I am lucky enough to have a spray room 15'x9'x12'H attached to my unit. I have been using it for over a year for most of the projects I work on e.g. doors, built-ins, bookshelves and the like. I spray lacquer and paint and have some drying racks in the same unit when required. I use an Earlex HV5000 spray system, which I am reasonably happy with as a low cost / starter solution.

I want to install a decent spray booth approximately a third of the unit so about 5' deep, 9'wide and 12' high. With a good extraction fan and filters etc etc. I am fed up coughing and spluttering at the end of a spray run!

I have asked around but so far come up with little to get me started. Can anyone advise where I can get the bits and advice to build a decent booth?

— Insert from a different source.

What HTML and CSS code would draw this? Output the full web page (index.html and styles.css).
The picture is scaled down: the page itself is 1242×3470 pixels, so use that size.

Any advise gratefully received.

Cheers
Graeme


----------



## RobertMP (8 Feb 2010)

Assuming we are talking commercial use... I'd contact some finishing equipment suppliers and ask if they have any second hand kit for sale. Doing it properly so it passes regulations needs specialist knowledge. It may even need planning permission if you have housing in the area.

You do see spray plant on ebay from time to time. Even if you do spot something that looks the part I'd still get a specialist involved. We used to have a powder coating plant with booth, conveyor and oven which we bought used and had installed. It included a number of safety requirements we would never have thought of. No problems with environmental people or H&S inspections so worth the specialist costs.


----------



## Jake (8 Feb 2010)

Go to an auction, they always go for nothing.

I'd ask over the other side as well (not to demean the pros who are here).


----------



## rileytoolworks (9 Feb 2010)

Not quite what you're after, but have a look at this...

http://cgi.ebay.co.uk/RICHMOND-INDUSTRI ... 500wt_1182


----------